Title: Biphasic microtiter method for campylobacter recovery and enumeration

Author
item Line, John
item SIRAGUSA, GREGORY - Former ARS Employee

Submitted to: Journal of Rapid Methods and Automation in Microbiology
Publication Type: Peer Reviewed Journal
Publication Acceptance Date: 2/1/2006
Publication Date: N/A
Citation: N/A

Interpretive Summary: Campylobacter is an important foodborne pathogen causing more cases of human gastrointestinal illness annually in the United States than any other bacterium. There is a need for a sensitive method for detecting and enumerating all viable campylobacters (healthy as well as stressed cells) resulting from food processing or other environmentally stressful conditions. Biphasic techniques utilizing a liquid broth over a solid agar phase for recovery of campylobacters have been documented to provide more abundant growth of the organism than other methods relying upon selective broth or solid agar recovery alone. The nature of the enrichment process, however, allows most biphasic systems to be used only for detection, not enumeration of the pathogen. We developed a method for enhanced recovery and enumeration of viable campylobacters associated with processed, raw broiler chicken carcasses by combining the enumerative capabilities of a microtiter dilution well assay with biphasic growth conditions. When tested with naturally contaminated poultry carcass rinse samples, significantly more Campylobacter were recovered by the new biphasic technique than traditional plating methods. This new technique will be helpful to scientists and technicians in industry, academia and government who are concerned with determining how many Campylobacter may be present in food products or other stressed environmental samples. This research will be useful in diagnostic work as well as determining the effectiveness of pathogen interventions and processing steps necessary to reduce human exposure to this agent of foodborne illness.

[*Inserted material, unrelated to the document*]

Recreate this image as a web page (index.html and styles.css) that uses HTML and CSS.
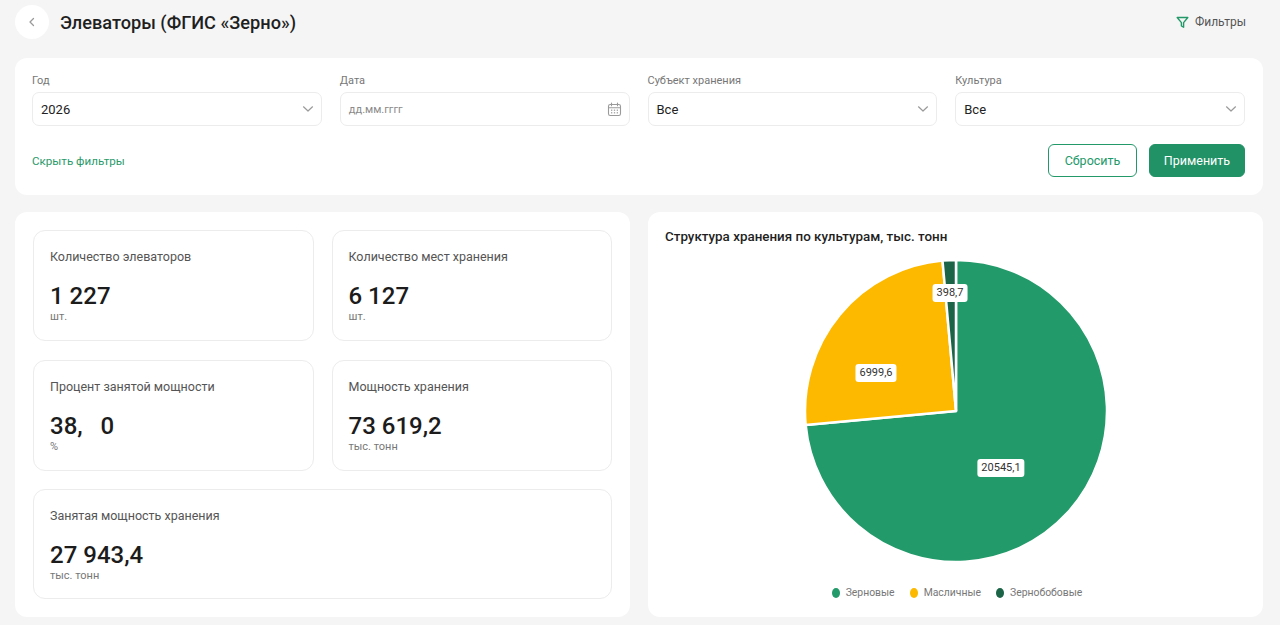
FILE: index.html
```html
<!DOCTYPE html>
<html lang="ru">
<head>
<meta charset="utf-8">
<title>Элеваторы (ФГИС «Зерно»)</title>
<link rel="stylesheet" href="styles.css">
</head>
<body>
<div class="page">
  <header class="header">
    <div class="header-left">
      <button class="back-btn" type="button">
        <svg width="10" height="10" viewBox="0 0 10 10"><path d="M6.5 1.5 L3 5 L6.5 8.5" fill="none" stroke="#9a9a9a" stroke-width="1.3" stroke-linecap="round" stroke-linejoin="round"/></svg>
      </button>
      <h1 class="title">Элеваторы (ФГИС «Зерно»)</h1>
    </div>
    <div class="filters-link">
      <svg width="13" height="13" viewBox="0 0 13 13"><path d="M1.2 1.5 H11.8 L7.6 6.6 V11.2 L5.4 10 V6.6 Z" fill="none" stroke="#23996a" stroke-width="1.4" stroke-linejoin="round"/></svg>
      <span>Фильтры</span>
    </div>
  </header>

  <section class="card filter-card">
    <div class="filter-row">
      <div class="field">
        <div class="field-label">Год</div>
        <div class="input">
          <span class="input-value">2026</span>
          <svg class="chev" width="12" height="8" viewBox="0 0 12 8"><path d="M1.5 1.8 L6 6 L10.5 1.8" fill="none" stroke="#9a9a9a" stroke-width="1.2" stroke-linecap="round" stroke-linejoin="round"/></svg>
        </div>
      </div>
      <div class="field">
        <div class="field-label">Дата</div>
        <div class="input">
          <span class="input-placeholder">дд.мм.гггг</span>
          <svg class="cal" width="15" height="15" viewBox="0 0 15 15"><rect x="1.5" y="2.5" width="12" height="11" rx="1.8" fill="none" stroke="#9a9a9a" stroke-width="1.1"/><path d="M1.5 5.8 H13.5 M4.5 1 V3.8 M10.5 1 V3.8" fill="none" stroke="#9a9a9a" stroke-width="1.1" stroke-linecap="round"/><g fill="#9a9a9a"><rect x="4" y="7.6" width="1.3" height="1.2"/><rect x="6.85" y="7.6" width="1.3" height="1.2"/><rect x="9.7" y="7.6" width="1.3" height="1.2"/><rect x="4" y="10.2" width="1.3" height="1.2"/><rect x="6.85" y="10.2" width="1.3" height="1.2"/><rect x="9.7" y="10.2" width="1.3" height="1.2"/></g></svg>
        </div>
      </div>
      <div class="field">
        <div class="field-label">Субъект хранения</div>
        <div class="input">
          <span class="input-value">Все</span>
          <svg class="chev" width="12" height="8" viewBox="0 0 12 8"><path d="M1.5 1.8 L6 6 L10.5 1.8" fill="none" stroke="#9a9a9a" stroke-width="1.2" stroke-linecap="round" stroke-linejoin="round"/></svg>
        </div>
      </div>
      <div class="field">
        <div class="field-label">Культура</div>
        <div class="input">
          <span class="input-value">Все</span>
          <svg class="chev" width="12" height="8" viewBox="0 0 12 8"><path d="M1.5 1.8 L6 6 L10.5 1.8" fill="none" stroke="#9a9a9a" stroke-width="1.2" stroke-linecap="round" stroke-linejoin="round"/></svg>
        </div>
      </div>
    </div>
    <div class="actions-row">
      <a class="hide-link">Скрыть фильтры</a>
      <div class="buttons">
        <button class="btn btn-outline" type="button">Сбросить</button>
        <button class="btn btn-primary" type="button">Применить</button>
      </div>
    </div>
  </section>

  <div class="lower">
    <section class="card stats-card">
      <div class="stat">
        <div class="stat-label">Количество элеваторов</div>
        <div class="stat-value">1 227</div>
        <div class="stat-unit">шт.</div>
      </div>
      <div class="stat">
        <div class="stat-label">Количество мест хранения</div>
        <div class="stat-value">6 127</div>
        <div class="stat-unit">шт.</div>
      </div>
      <div class="stat">
        <div class="stat-label">Процент занятой мощности</div>
        <div class="stat-value">38,&nbsp;&nbsp;&nbsp;0</div>
        <div class="stat-unit">%</div>
      </div>
      <div class="stat">
        <div class="stat-label">Мощность хранения</div>
        <div class="stat-value">73 619,2</div>
        <div class="stat-unit">тыс. тонн</div>
      </div>
      <div class="stat stat-wide">
        <div class="stat-label">Занятая мощность хранения</div>
        <div class="stat-value">27 943,4</div>
        <div class="stat-unit">тыс. тонн</div>
      </div>
    </section>

    <section class="card chart-card">
      <h2 class="chart-title">Структура хранения по культурам, тыс. тонн</h2>
      <div class="pie-wrap">
        <svg class="pie" width="304" height="304" viewBox="0 0 304 304">
          <path d="M152,152 L152,1 A151,151 0 1 1 1.65,165.98 Z" fill="#239a6a" stroke="#fff" stroke-width="2.5" stroke-linejoin="round"/>
          <path d="M152,152 L1.65,165.98 A151,151 0 0 1 138.5,1.61 Z" fill="#fdb900" stroke="#fff" stroke-width="2.5" stroke-linejoin="round"/>
          <path d="M152,152 L138.5,1.61 A151,151 0 0 1 152,1 Z" fill="#1c6448" stroke="#fff" stroke-width="2.5" stroke-linejoin="round"/>
        </svg>
        <span class="pie-label lbl-green">20545,1</span>
        <span class="pie-label lbl-yellow">6999,6</span>
        <span class="pie-label lbl-dark">398,7</span>
      </div>
      <div class="legend">
        <div class="legend-item"><span class="dot dot-green"></span>Зерновые</div>
        <div class="legend-item"><span class="dot dot-yellow"></span>Масличные</div>
        <div class="legend-item"><span class="dot dot-dark"></span>Зернобобовые</div>
      </div>
    </section>
  </div>
</div>
</body>
</html>
```

FILE: styles.css
```css
* { box-sizing: border-box; }

html, body {
  margin: 0;
  padding: 0;
  background: #f5f5f5;
  font-family: Roboto, "Noto Sans", "DejaVu Sans", sans-serif;
  color: #222;
}

.page {
  width: 1280px;
  height: 625px;
  padding: 5px 17px 8px 15px;
  overflow: hidden;
}

.header {
  display: flex;
  align-items: center;
  justify-content: space-between;
  height: 34px;
  margin-bottom: 19px;
  padding-right: 17px;
}

.header-left {
  display: flex;
  align-items: center;
  gap: 11px;
}

.back-btn {
  width: 34px;
  height: 34px;
  border-radius: 50%;
  border: none;
  background: #fff;
  display: flex;
  align-items: center;
  justify-content: center;
  padding: 0;
}

.title {
  margin: 0;
  font-size: 18.2px;
  font-weight: 500;
  color: #1f1f1f;
}

.filters-link {
  display: flex;
  align-items: center;
  gap: 6px;
  font-size: 12px;
  color: #555;
}

.card {
  background: #fff;
  border-radius: 12px;
}

.filter-card {
  padding: 16px 18px 18px 17px;
}

.filter-row {
  display: grid;
  grid-template-columns: repeat(4, 1fr);
  gap: 18px;
}

.field-label {
  font-size: 11px;
  color: #777;
  line-height: 14px;
  margin-bottom: 4px;
}

.input {
  height: 34px;
  border: 1px solid #ececec;
  border-radius: 7px;
  display: flex;
  align-items: center;
  justify-content: space-between;
  padding: 0 7px 0 8px;
}

.input-value {
  font-size: 13px;
  color: #222;
}

.input-placeholder {
  font-size: 11px;
  color: #8a8a8a;
}

.chev { margin-right: 0; }

.actions-row {
  margin-top: 18px;
  display: flex;
  align-items: center;
  justify-content: space-between;
}

.hide-link {
  font-size: 11.6px;
  color: #2a9a6b;
}

.buttons {
  display: flex;
  gap: 12px;
}

.btn {
  height: 33px;
  border-radius: 6px;
  font-family: inherit;
  font-size: 12.5px;
  padding: 0 12px;
}

.btn-outline {
  width: 89px;
  background: #fff;
  color: #23996a;
  border: 1px solid #23996a;
}

.btn-primary {
  width: 96px;
  background: #219266;
  color: #fff;
  border: 1px solid #219266;
}

.lower {
  margin-top: 17px;
  display: grid;
  grid-template-columns: 615px 615px;
  gap: 18px;
  height: 405px;
}

.stats-card {
  padding: 18px;
  display: grid;
  grid-template-columns: 1fr 1fr;
  grid-template-rows: 111px 111px 110px;
  column-gap: 18px;
  row-gap: 18.5px;
}

.stat {
  border: 1px solid #ececec;
  border-radius: 12px;
  padding: 18px 16px 0 16px;
}

.stat-wide { grid-column: 1 / span 2; }

.stat-label {
  font-size: 12.5px;
  color: #555;
  line-height: 16px;
}

.stat-value {
  margin-top: 17px;
  font-size: 24px;
  font-weight: 500;
  color: #1c1c1c;
  line-height: 28px;
}

.stat-unit {
  font-size: 11px;
  color: #777;
  line-height: 13px;
  margin-top: 0;
}

.chart-card {
  padding: 16px 17px 0 17px;
  display: flex;
  flex-direction: column;
  align-items: center;
}

.chart-title {
  align-self: flex-start;
  margin: 0;
  font-size: 13.4px;
  font-weight: 500;
  color: #1f1f1f;
  line-height: 17px;
}

.pie-wrap {
  position: relative;
  width: 304px;
  height: 304px;
  margin-top: 14px;
  margin-left: 1px;
}

.pie { display: block; }

.pie-label {
  position: absolute;
  transform: translate(-50%, -50%);
  background: #fff;
  border-radius: 3px;
  font-size: 11px;
  color: #333;
  padding: 2px 4px;
  line-height: 14px;
  white-space: nowrap;
}

.lbl-green { left: 197px; top: 209px; }
.lbl-yellow { left: 72px; top: 114px; }
.lbl-dark { left: 146px; top: 34px; }

.legend {
  margin-top: 23px;
  display: flex;
  gap: 15px;
  font-size: 10.4px;
  color: #777;
  margin-left: 3px;
}

.legend-item {
  display: flex;
  align-items: center;
  gap: 6px;
}

.dot {
  width: 8px;
  height: 10px;
  border-radius: 50%;
  display: inline-block;
}

.dot-green { background: #239a6a; }
.dot-yellow { background: #fdb900; }
.dot-dark { background: #1c6448; }
```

Technical Abstract: We developed a biphasic method for recovery and enumeration of campylobacters. The biphasic system was composed of 96-well microtiter plates containing Campy-Line Agar (CLA) prepared 2X for all ingredients except for 1X agar (0.1 ml per well). Samples of pure Campylobacter spp. isolates, post-chill chicken carcass rinse, or spiked carcass rinse were prepared in either twofold or fivefold dilution series across separate 96-well plates and directly transferred (0.1 ml) to the agar-containing microtiter plates to create the biphasic system. Biphasic plates were incubated for up to 48 h at 42oC either aerobically or microaerobically in a gas mixture of 5% O2, 10% CO2 and 85% N2. Wells in plates incubated aerobically were covered with 0.1 ml of sterile mineral oil prior to incubation. Results from the biphasic system were compared to standard direct surface plating methods on CLA in Petri dishes incubated similarly under microaerobic conditions. Enumeration was easily accomplished by observing the color change in the biphasic wells due to the ability of campylobacters to reduce the colorless triphenyltetrazolium chloride (TTC) in the CLA to red-colored formazan compounds. Estimation of campylobacter populations were accomplished by noting the most dilute wells demonstrating growth or by inoculating replicate wells and deriving an MPN estimation. Campylobacter was recovered in the aerobic biphasic plates; however, significantly greater Campylobacter recovery was obtained in the biphasic plates incubated microaerobically (p<0.05). Significantly higher numbers of injured campylobacters from chicken carcass rinse samples were recovered by the biphasic method compared to conventional plating techniques (p<0.05).